- [Exercise prompt]: Reproduce exactly the lines below, from the first one through the line containing "import React from", and omit any pictures.

- [Source excerpt]:
----------------------------------------

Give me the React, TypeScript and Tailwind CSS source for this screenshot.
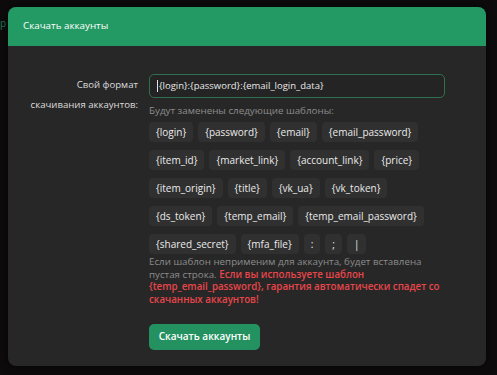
import React from "react";

const TEMPLATES = [
  "{login}",
  "{password}",
  "{email}",
  "{email_password}",
  "{item_id}",
  "{market_link}",
  "{account_link}",
  "{price}",
  "{item_origin}",
  "{title}",
  "{vk_ua}",
  "{vk_token}",
  "{ds_token}",
  "{temp_email}",
  "{temp_email_password}",
  "{shared_secret}",
  "{mfa_file}",
  ":",
  ";",
  "|",
];

function BackgroundPage() {
  // faint page content behind the overlay
  return (
    <div className="flex h-[375px] w-[497px] justify-between bg-[#0d0b0c] text-[10px] text-[#5a5a5a]">
      <div className="pt-[16px] text-[#1f7a50]">р</div>
      <div className="flex w-[30px] flex-col gap-[13px] pt-[206px] leading-[14px]">
        <span>т с</span>
        <span>а .</span>
        <span>ат</span>
        <span>ть</span>
        <span>Ть</span>
        <span>ое</span>
      </div>
    </div>
  );
}

export default function App() {
  return (
    <div className="relative h-[375px] w-[497px] overflow-hidden font-['Open_Sans',sans-serif]">
      <BackgroundPage />

      <div className="absolute left-[8px] top-[7px] w-[478px] overflow-hidden rounded-[8px] bg-[#272727] shadow-[0_0_8px_rgba(0,0,0,0.6)]">
        {/* Header */}
        <div className="flex h-[39px] items-center bg-[#239a64] px-[15px] text-[9.8px] text-white">
          Скачать аккаунты
        </div>

        {/* Body */}
        <div className="flex gap-[11px] pb-[16px] pt-[28px]">
          <div className="w-[130px] pt-[1px] text-right text-[9.6px] leading-[20px] text-[#dcdcdc]">
            Свой формат
            <br />
            скачивания аккаунтов:
          </div>

          <div className="flex w-[296px] flex-col">
            <div className="flex h-[24px] items-center rounded-[5px] border border-[#2f7050] bg-[#242424] px-[7px] text-[9.5px] text-[#e8e8e8]">
              <span className="mr-[1px] h-[12px] w-px bg-[#e4e4e4]" />
              {"{login}:{password}:{email_login_data}"}
            </div>

            <div className="mt-[5px] text-[9.8px] leading-[15px] text-[#8c8c8c]">
              Будут заменены следующие шаблоны:
            </div>

            <div className="mt-[4px] flex flex-wrap gap-x-[5px] gap-y-[8px]">
              {TEMPLATES.map((t) => (
                <span
                  key={t}
                  className="flex h-[20px] items-center rounded-[4px] bg-[#303030] px-[7px] text-[10px] text-[#ebebeb]"
                >
                  {t}
                </span>
              ))}
            </div>

            <div className="mt-[2px] text-[9.75px] leading-[12.7px] text-[#8c8c8c]">
              Если шаблон неприменим для аккаунта, будет вставлена пустая строка.{" "}
              <span className="font-semibold text-[#e8464a]">
                Если вы используете шаблон {"{temp_email_password}"}, гарантия автоматически спадет со
                скачанных аккаунтов!
              </span>
            </div>

            <button
              type="button"
              className="mt-[17px] h-[26px] w-[111px] rounded-[5px] bg-[#239160] text-[10px] font-semibold text-white"
            >
              Скачать аккаунты
            </button>
          </div>
        </div>
      </div>
    </div>
  );
}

----------------------------------------

- [Response below]:
Give me the React, TypeScript and Tailwind CSS source for this screenshot.
import React from "react";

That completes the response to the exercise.